Busch managed to beat reigning Cup champion Kevin Harvick on a late-race restart and then held on through two more restarts, the last featuring a furious charge by Joey Logano, to take Sunday's Brickyard 400 and add a NASCAR major to his resume.

While it's easy to wax rhapsodic about Busch gaining clarity of purpose during the 11 weeks he was out injured at the start of the season, or how the love of a good woman and the birth of his son have helped him mature, the reality may be a bit simpler: Busch is driving his ass off right now and dominating a sport in a way that's almost never seen.

With his Brickyard victory, Busch has four victories in five races. The last time a driver had a streak like that was 2007, when Jimmie Johnson won four in a row late in the season. Another parallel: After going winless in the first 26 races of the 2011 season, Tony Stewart won five of the final 10. The common denominator in both cases was a championship at the end of the season. Which may well be where Busch is headed this time around.

It was certainly on his mind after the race, as was the magnitude of finally winning at Indy.

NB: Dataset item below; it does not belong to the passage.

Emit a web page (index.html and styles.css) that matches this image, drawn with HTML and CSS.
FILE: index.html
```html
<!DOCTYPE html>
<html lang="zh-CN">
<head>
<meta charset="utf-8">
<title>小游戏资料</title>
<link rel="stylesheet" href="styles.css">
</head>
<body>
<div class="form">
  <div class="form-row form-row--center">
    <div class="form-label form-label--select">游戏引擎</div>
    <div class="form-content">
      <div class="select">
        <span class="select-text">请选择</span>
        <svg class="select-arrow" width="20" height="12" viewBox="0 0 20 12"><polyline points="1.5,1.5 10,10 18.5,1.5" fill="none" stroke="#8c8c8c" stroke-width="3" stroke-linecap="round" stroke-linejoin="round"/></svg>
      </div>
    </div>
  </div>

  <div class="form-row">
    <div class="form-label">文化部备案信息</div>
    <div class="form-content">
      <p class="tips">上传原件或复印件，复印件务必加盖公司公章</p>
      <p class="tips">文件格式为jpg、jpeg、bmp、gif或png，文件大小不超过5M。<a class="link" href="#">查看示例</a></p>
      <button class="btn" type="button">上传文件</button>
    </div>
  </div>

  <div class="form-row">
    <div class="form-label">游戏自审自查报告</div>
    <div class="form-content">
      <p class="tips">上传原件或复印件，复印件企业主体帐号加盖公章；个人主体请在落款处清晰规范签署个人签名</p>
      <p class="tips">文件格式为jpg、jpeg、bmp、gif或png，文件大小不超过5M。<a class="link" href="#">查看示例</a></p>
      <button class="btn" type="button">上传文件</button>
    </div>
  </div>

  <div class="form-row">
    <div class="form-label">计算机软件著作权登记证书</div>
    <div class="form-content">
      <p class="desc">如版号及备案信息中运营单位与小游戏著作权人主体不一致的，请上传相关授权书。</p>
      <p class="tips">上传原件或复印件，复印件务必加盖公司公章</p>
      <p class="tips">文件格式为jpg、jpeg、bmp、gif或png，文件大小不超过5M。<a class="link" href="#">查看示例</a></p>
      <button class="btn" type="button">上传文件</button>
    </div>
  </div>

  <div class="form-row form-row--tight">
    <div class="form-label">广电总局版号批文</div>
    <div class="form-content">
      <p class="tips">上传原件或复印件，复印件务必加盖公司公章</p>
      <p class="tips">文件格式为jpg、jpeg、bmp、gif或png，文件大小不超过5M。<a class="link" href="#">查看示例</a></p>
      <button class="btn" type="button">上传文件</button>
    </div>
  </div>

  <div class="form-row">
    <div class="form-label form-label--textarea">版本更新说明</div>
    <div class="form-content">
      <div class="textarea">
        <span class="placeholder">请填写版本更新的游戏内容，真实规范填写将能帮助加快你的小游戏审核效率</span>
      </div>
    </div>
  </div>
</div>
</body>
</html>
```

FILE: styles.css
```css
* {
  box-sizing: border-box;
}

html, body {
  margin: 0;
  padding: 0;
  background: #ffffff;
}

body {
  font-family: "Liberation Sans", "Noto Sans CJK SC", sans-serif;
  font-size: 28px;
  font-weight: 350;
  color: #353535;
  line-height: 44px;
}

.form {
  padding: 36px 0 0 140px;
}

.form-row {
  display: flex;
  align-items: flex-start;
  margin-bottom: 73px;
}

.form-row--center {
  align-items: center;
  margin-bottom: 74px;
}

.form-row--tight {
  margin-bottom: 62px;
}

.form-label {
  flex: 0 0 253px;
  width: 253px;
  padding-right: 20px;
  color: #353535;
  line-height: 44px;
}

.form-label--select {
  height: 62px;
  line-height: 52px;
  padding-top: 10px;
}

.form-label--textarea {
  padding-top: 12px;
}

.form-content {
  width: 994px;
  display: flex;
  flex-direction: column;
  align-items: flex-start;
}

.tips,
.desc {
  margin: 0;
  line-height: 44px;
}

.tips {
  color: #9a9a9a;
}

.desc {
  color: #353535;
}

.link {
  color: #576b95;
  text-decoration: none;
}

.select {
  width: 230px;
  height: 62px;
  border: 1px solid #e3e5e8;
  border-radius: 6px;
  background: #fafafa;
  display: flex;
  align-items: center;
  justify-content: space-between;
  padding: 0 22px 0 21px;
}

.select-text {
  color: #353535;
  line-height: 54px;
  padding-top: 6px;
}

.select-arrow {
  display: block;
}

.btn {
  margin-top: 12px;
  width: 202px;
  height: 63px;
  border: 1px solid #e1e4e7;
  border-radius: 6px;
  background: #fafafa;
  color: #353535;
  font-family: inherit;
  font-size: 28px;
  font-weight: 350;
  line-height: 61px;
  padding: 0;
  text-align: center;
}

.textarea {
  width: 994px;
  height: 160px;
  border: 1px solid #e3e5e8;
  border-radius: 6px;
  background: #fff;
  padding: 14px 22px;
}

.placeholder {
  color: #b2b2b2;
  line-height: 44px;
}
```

"If you just look at the top four races that we have in our series, obviously I think you'd — I would order them as the Daytona 500, the Brickyard 400, the Coke 600, and then the Southern 500," Busch said. "Those are the four crown jewels that I see in our sport. They've been that way for a long, long time, and I don't know that it's really ever changed. ...

"I've won my Southern 500, I've won my hometown race, which is a big race for me, the Las Vegas race. I've also won the Bristol night race, I've swept Bristol, so there's a lot of great things that have happened for me in my career, but this one here today checks off probably the one that's No. 2 on the races to win list, but there's still that elusive championship, as well, that we want to achieve."

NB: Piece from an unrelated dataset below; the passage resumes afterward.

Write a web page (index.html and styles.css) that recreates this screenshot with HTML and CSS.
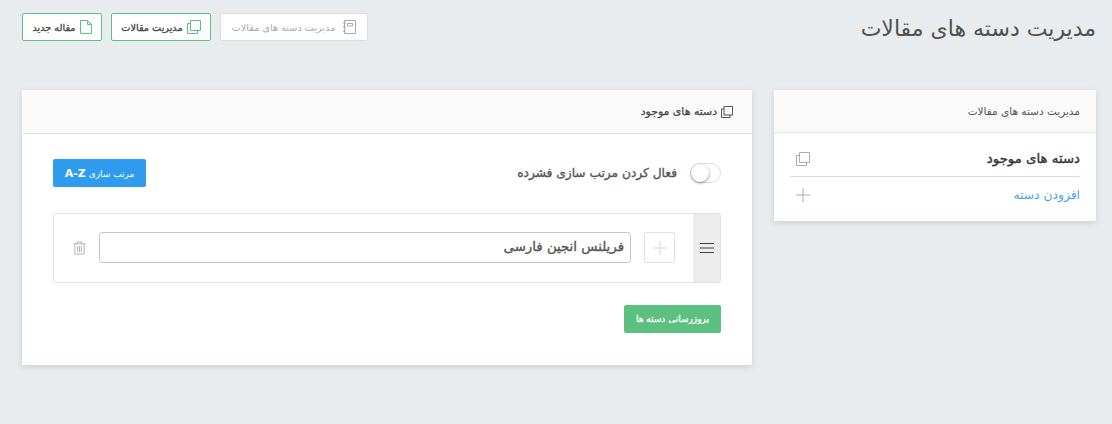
FILE: index.html
```html
<!DOCTYPE html>
<html lang="fa" dir="rtl">
<head>
<meta charset="utf-8">
<title>مدیریت دسته های مقالات</title>
<link rel="stylesheet" href="styles.css">
</head>
<body>
<header class="top">
  <h1 class="title">مدیریت دسته های مقالات</h1>
  <nav class="actions">
    <a class="btn btn-muted"><svg class="ico" viewBox="0 0 14 14"><path d="M2.500.5h11v13h-11zM.8 3h3M.8 7h3M.8 11h3M5.500 3.500h5v2.500h-5z"/></svg>مدیریت دسته های مقالات</a>
    <a class="btn btn-green btn-manage"><svg class="ico ico-green" viewBox="0 0 14 14"><path d="M3.500.5h10v10h-10zM3.500 3.500h-3v10h10v-3"/></svg>مدیریت مقالات</a>
    <a class="btn btn-green btn-new"><svg class="ico ico-green ico-doc" viewBox="0 0 12 14"><path d="M.5.5h7l4 4v9h-11zM7.500.5v4h4"/></svg>مقاله جدید</a>
  </nav>
</header>
<main class="columns">
  <aside class="card side">
    <div class="side-head">مدیریت دسته های مقالات</div>
    <ul class="menu">
      <li class="menu-item menu-active">
        <span>دسته های موجود</span>
        <svg class="menu-ico" viewBox="0 0 14 14"><path d="M3.500.5h10v10h-10zM3.500 3.500h-3v10h10v-3"/></svg>
      </li>
      <li class="menu-item menu-link">
        <span>افزودن دسته</span>
        <svg class="menu-ico" viewBox="0 0 14 14"><path d="M7 0v14M0 7h14"/></svg>
      </li>
    </ul>
  </aside>
  <section class="card content">
    <div class="content-head"><svg class="head-ico" viewBox="0 0 14 14"><path d="M3.500.5h10v10h-10zM3.500 3.500h-3v10h10v-3"/></svg>دسته های موجود</div>
    <div class="content-body">
      <div class="tools">
        <label class="toggle-wrap"><span class="toggle"><span class="knob"></span></span><span>فعال کردن مرتب سازی فشرده</span></label>
        <button class="btn-sort">مرتب سازی <b class="az" dir="ltr">A-Z</b></button>
      </div>
      <div class="row">
        <div class="handle"><svg class="handle-ico" viewBox="0 0 14 10"><path d="M0 .5h14M0 5h14M0 9.500h14"/></svg></div>
        <div class="row-main">
          <span class="add"><svg class="add-ico" viewBox="0 0 14 14"><path d="M7 0v14M0 7h14"/></svg></span>
          <input class="field" type="text" value="فریلنس انجین فارسی">
          <svg class="trash" viewBox="0 0 14 14"><path d="M.5 2.500h13M4.500 2.500v-2h5v2M2 2.500v11h10v-11M5 5v6.500M7 5v6.500M9 5v6.500"/></svg>
        </div>
      </div>
      <button class="btn-save">بروزرسانی دسته ها</button>
    </div>
  </section>
</main>
</body>
</html>
```
FILE: styles.css
```css
* { box-sizing: border-box; }
html, body { height: 100%; }
body {
  margin: 0;
  padding: 13px 16px 0 22px;
  background: #e9ecef;
  font-family: "DejaVu Sans", "Noto Sans", sans-serif;
  color: #4a4a4a;
  overflow: hidden;
}
svg { fill: none; stroke: currentColor; stroke-width: 1; flex: none; display: block; }
.top { display: flex; justify-content: space-between; align-items: center; height: 28px; }
.title { margin: 4px 0 0; font-size: 22px; font-weight: 400; color: #505050; line-height: 32px; }
.actions { display: flex; gap: 9px; }
.btn {
  display: flex; align-items: center; justify-content: center; gap: 4px;
  height: 28px; width: 100px;
  border: 1px solid #5cc080; border-radius: 2px;
  background: #fff; font-size: 9.700px; color: #444;
  -webkit-text-stroke: .3px #444;
}
.btn-muted { width: 148px; border-color: #dcdcdc; color: #aaa; font-size: 9.700px; gap: 7px; -webkit-text-stroke: 0; }
.btn-new { width: 80px; }
.ico { width: 14px; height: 14px; color: #aaa; }
.ico-green { color: #5cc080; }
.ico-doc { width: 12px; }
.columns { display: flex; gap: 22px; align-items: flex-start; margin-top: 49px; }
.card { background: #fff; border-radius: 2px; box-shadow: 0 2px 6px rgba(60, 70, 90, .18); }
.side { width: 322px; height: 131px; flex: none; }
.side-head {
  height: 43px; padding: 0 16px; display: flex; align-items: center;
  background: #fafafa; border-bottom: 1px solid #e6e6e6;
  font-size: 10.500px; color: #555;
}
.menu { list-style: none; margin: 0; padding: 8px 16px 0; }
.menu-item { display: flex; justify-content: space-between; align-items: center; height: 36px; padding-left: 6px; font-size: 12.300px; }
.menu-active { border-bottom: 1px solid #dcdcdc; color: #333; font-size: 13.300px; -webkit-text-stroke: .35px #333; }
.menu-link { color: #4a9ff0; }
.menu-ico { width: 14px; height: 14px; color: #b3aaa5; -webkit-text-stroke: 0; }
.content { width: 730px; height: 275px; flex: none; }
.content-head {
  height: 44px; padding: 0 19px 0 16px; display: flex; align-items: center; gap: 4px;
  background: #fafafa; border-bottom: 1px solid #e6e6e6;
  font-size: 10.900px; color: #444; -webkit-text-stroke: .25px #444;
}
.head-ico { width: 12px; height: 12px; color: #333; }
.content-body { padding: 25px 31px 0; }
.tools { display: flex; justify-content: space-between; align-items: center; height: 28px; }
.toggle-wrap { display: flex; align-items: center; gap: 13px; font-size: 12.200px; color: #555; -webkit-text-stroke: .35px #555; }
.toggle { width: 31px; height: 20px; border: 1px solid #dfdfdf; border-radius: 10px; background: #fff; display: flex; justify-content: flex-end; }
.knob { width: 18px; height: 18px; border-radius: 50%; background: #fff; box-shadow: 0 1px 3px rgba(0, 0, 0, .45); }
.btn-sort {
  width: 93px; height: 28px; border: 0; border-radius: 2px; padding: 0;
  background: #2f9bee; color: #fff; font-family: inherit; font-size: 9px;
}
.az { font-size: 11px; }
.row { display: flex; height: 70px; margin-top: 26px; border: 1px solid #e3e3e3; border-radius: 2px; }
.handle { width: 27px; flex: none; background: #ededed; display: flex; align-items: center; justify-content: center; }
.handle-ico { width: 14px; height: 10px; color: #444; }
.row-main { flex: 1; display: flex; align-items: center; gap: 13px; padding: 0 18px 1px 19px; }
.add { width: 31px; height: 31px; flex: none; border: 1px solid #e0e0e0; border-radius: 2px; display: flex; align-items: center; justify-content: center; }
.add-ico { width: 14px; height: 14px; color: #d5dcc8; }
.field {
  flex: 1; min-width: 0; height: 31px; padding: 0 6px 2px;
  border: 1px solid #c8c8c8; border-radius: 3px;
  font-family: inherit; font-size: 13.300px; color: #555; text-align: right; direction: rtl;
  -webkit-text-stroke: .35px #555;
}
.trash { width: 13px; height: 14px; color: #b3aeaa; }
.btn-save {
  display: block; width: 97px; height: 28px; margin-top: 22px; padding: 0; border: 0; border-radius: 2px;
  background: #5cc080; color: #fff; font-family: inherit; font-size: 9px;
  -webkit-text-stroke: .3px #fff;
}
```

And yes, Busch is aware, that he needs to be hot in the Chase during October and November and not just June and July if he's going to be the next Cup champion.

"If you could take these three wins right here and make that Homestead, Phoenix, and whatever is before that, Texas, if you could bottle these three in a row and win at Texas, Phoenix, Homestead, you're the champion," Busch said. "That's all that counts, those last three races. You've got to make it through all the rounds, but essentially, man, if you could bottle it up, man, you'd sure love to do it. This is just a phenomenal opportunity and a great run that we're on."

And it's not showing any signs of slowing down soon.